USp board member Fernando Clark about Transparency International report: “Waste of time and a big waste of money”POSTED: 08/6/15 7:05 PM
St. Maarten –“Imagine your house gets robbed and you hire somebody to investigate it and after the investigation, the investigators tell you, you were robbed.” Thus Fernando Clark, a board member of the United St. Maarten Party (USp) reacted to the Transparency International Integrity System Assessment for St. Maarten the organization presented on July 28.
Clark says the company came on the island and did an investigation and the report did confirm that there is corruption in St. Maarten. “We know that, any child knows that, three similar reports say the same thing but who, when, where is the corruption taking place? The report is empty, I hired you to find out and you telling me there is a problem. We need to get past that and tell me who and what, so that we can make the needed changes to get out of corruption taking place.

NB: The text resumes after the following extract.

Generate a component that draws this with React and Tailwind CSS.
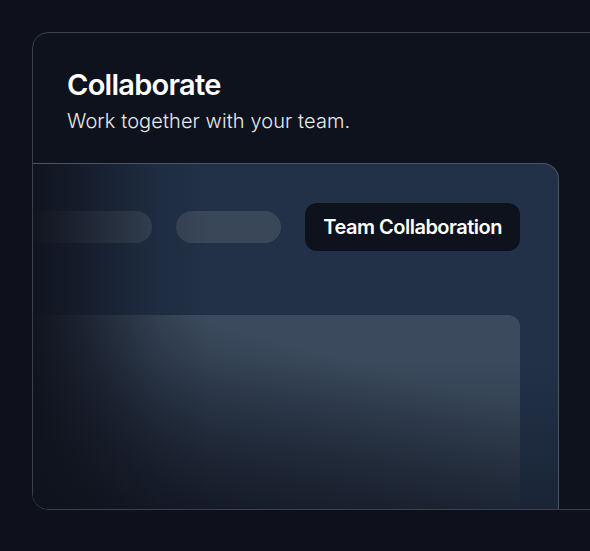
export default function App() {
  return (
    <div className="w-[590px] h-[551px] overflow-hidden bg-[#0e111b] pt-8 pl-8" style={{ fontFamily: "Inter, 'Noto Sans', sans-serif" }}>
      <div className="relative w-[640px] h-[478px] rounded-2xl border border-[#3b404c] bg-[#0e121c] overflow-hidden flex flex-col">
        <div className="pl-[34px] pt-[34px]">
          <h2 className="text-[29px] leading-[36px] font-semibold text-white tracking-[-0.025em]">Collaborate</h2>
          <p className="mt-[5px] text-[20px] leading-[26px] font-light text-[#e8eaee] tracking-[0.005em]">Work together with your team.</p>
        </div>
        <div className="relative mt-[29px] w-[526px] flex-1 flex flex-col rounded-tr-2xl border-t border-r border-[#4b5566] bg-[#223148] pr-[38px] pt-[39px]">
          <div className="flex items-center justify-end gap-6">
            <div className="h-8 w-[140px] shrink-0 rounded-full bg-[#3a4759]" />
            <div className="h-8 w-[105px] shrink-0 rounded-full bg-[#3a4759]" />
            <div className="h-12 shrink-0 whitespace-nowrap rounded-xl bg-[#0e121c] px-[18px] flex items-center text-[20px] font-semibold text-white tracking-[-0.025em]">Team Collaboration</div>
          </div>
          <div className="mt-16 flex-1 rounded-tr-xl bg-[linear-gradient(195deg,#3b4a5d_28%,#2a3647_55%,#111725_100%)]" />
          <div className="pointer-events-none absolute inset-0 bg-[linear-gradient(90deg,rgba(14,18,28,0.95)_0%,rgba(14,18,28,0.55)_12%,rgba(14,18,28,0.15)_24%,rgba(14,18,28,0)_34%)]" />
          <div className="pointer-events-none absolute left-0 right-0 bottom-0 h-[150px] bg-gradient-to-b from-transparent to-[#0e121c]/40" />
        </div>
      </div>
    </div>
  );
}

Transparency International report on St. Maarten contains three core recommendations, of which the third one is the most concrete. Transparency recommends that political parties must disclose accurate and timely information about their income and expenditures. This information should include the dates of donations, the exact amounts and the names of the donors. “Transparency of political party finance is crucial to ensure that oversight institutions and citizens can find out whether politicians are acting in the interest of the public or only of the selected few.

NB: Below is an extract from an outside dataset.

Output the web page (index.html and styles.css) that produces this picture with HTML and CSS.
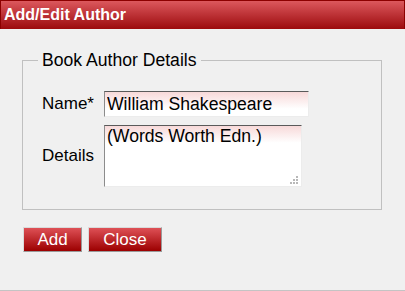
FILE: index.html
```html
<!DOCTYPE html>
<html lang="en">
<head>
<meta charset="UTF-8">
<title>Add/Edit Author</title>
<link rel="stylesheet" href="styles.css">
</head>
<body>
<div class="dialog">
    <div class="dialog-title">Add/Edit Author</div>
    <div class="dialog-body">
        <fieldset class="details">
            <legend>Book Author Details</legend>
            <div class="field">
                <label for="name">Name*</label>
                <input type="text" id="name" value="William Shakespeare">
            </div>
            <div class="field">
                <label for="details">Details</label>
                <span class="area-wrap">
                    <textarea id="details">(Words Worth Edn.)</textarea>
                    <svg class="grip" width="8" height="8" viewBox="0 0 8 8">
                        <rect x="6" y="0" width="2" height="2" fill="#b8b8b8"/>
                        <rect x="3" y="3" width="2" height="2" fill="#b8b8b8"/>
                        <rect x="6" y="3" width="2" height="2" fill="#b8b8b8"/>
                        <rect x="0" y="6" width="2" height="2" fill="#b8b8b8"/>
                        <rect x="3" y="6" width="2" height="2" fill="#b8b8b8"/>
                        <rect x="6" y="6" width="2" height="2" fill="#b8b8b8"/>
                    </svg>
                </span>
            </div>
        </fieldset>
        <div class="buttons">
            <button type="button" class="btn btn-add">Add</button>
            <button type="button" class="btn btn-close">Close</button>
        </div>
    </div>
</div>
</body>
</html>
```

FILE: styles.css
```css
body {
    margin: 0;
    background-color: #f0f0f0;
    font-family: "Liberation Sans", Arial, sans-serif;
}
.dialog {
    height: 291px;
    box-sizing: border-box;
    border-bottom: 1px solid #c4c4c4;
}
.dialog-title {
    height: 29px;
    box-sizing: border-box;
    border: 1px solid #8c0000;
    border-bottom: none;
    background: linear-gradient(#dc585d, #9c0a0d);
    color: #fff;
    font-weight: bold;
    font-size: 16px;
    line-height: 27px;
    padding-left: 3px;
}
.dialog-body {
    padding: 21px 0 0 22px;
}
.details {
    margin: 0;
    width: 360px;
    box-sizing: border-box;
    border: 1px solid #c0c0c0;
    padding: 20px 0 22px 19px;
}
.details legend {
    padding: 0 4px;
    margin-left: -4px;
    font-size: 17.6px;
    color: #000;
}
.field {
    display: flex;
    align-items: center;
}
.field + .field {
    margin-top: 8px;
}
.field label {
    width: 62px;
    font-size: 17px;
    color: #000;
}
.field input,
.field textarea {
    box-sizing: border-box;
    margin: 0;
    border: 1px solid;
    border-color: #5a5a5a #ececec #ececec #8c8c8c;
    font-family: "Liberation Sans", Arial, sans-serif;
    font-size: 17.6px;
    color: #000;
    outline: none;
}
.field input {
    width: 205px;
    height: 26px;
    padding: 0 2px;
    background: linear-gradient(#f7d9d9, #fff 70%);
}
.area-wrap {
    position: relative;
    display: block;
    height: 62px;
}
.field textarea {
    display: block;
    width: 198px;
    height: 62px;
    padding: 0 2px;
    resize: none;
    overflow: hidden;
    background: linear-gradient(#f7d9d9, #fff 28%);
}
.grip {
    position: absolute;
    right: 4px;
    bottom: 3px;
}
.buttons {
    display: flex;
    gap: 6px;
    margin: 17px 0 0 1px;
}
.btn {
    height: 25px;
    padding: 0;
    border: 1px solid;
    border-color: #dadada #9a9a9a #9a9a9a #dadada;
    background: linear-gradient(#de5056, #9c0000);
    color: #fff;
    font-family: "Liberation Sans", Arial, sans-serif;
    font-size: 17px;
    cursor: pointer;
}
.btn-add {
    width: 59px;
}
.btn-close {
    width: 74px;
}
```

“Some people are saying, well you can’t call people’s name just like that, but if you are hired to do an investigation there are ways to point the relevant authorities in the right direction. The report is too vague and I expect for the company to come with direct accusations, not stay on the surface” the USp board member said. There are four reports done on St. Maarten, the Baseline Study Institutional Integrity from the General Audit Chamber, the integrity-reports from the Bob Wit-committee and PricewaterhouseCoopers and the transparency assessment.
The Transparency International team – consisting of Max Heywood, Natalie Baharav and Zoë Reiter – visited St. Maarten in December of last year. St. Maarten contacted Transparency International in March 2013. It took until December of that year before the government signed the contract with the international anti-corruption watchdog, but by that time all hell had already broken loose over the kingdom instruction to Governor Holiday to order an integrity investigation.
Clark said that integrity is not something that can be regulated by law. “This is something that our trusted officials should have, they have it or they don’t. The whole report was a waste of money, a waste of information, a big waste. If these people are not in a position to call names or point fingers then they should not have accepted the job. I mean they are called Transparency International and they are not transparent.”
Transparency International recommends in its assessment that the government dedicate more resources to the implementation of existing transparency and accountability regulations in the public sector. The objective is to ensure their enforcement in practice the report states.
Overall Clark wants the company to come with clear and factual information concerning the integrity breaches. “The people deserve it because their tax money paid for the assessment and they have a right to answers.”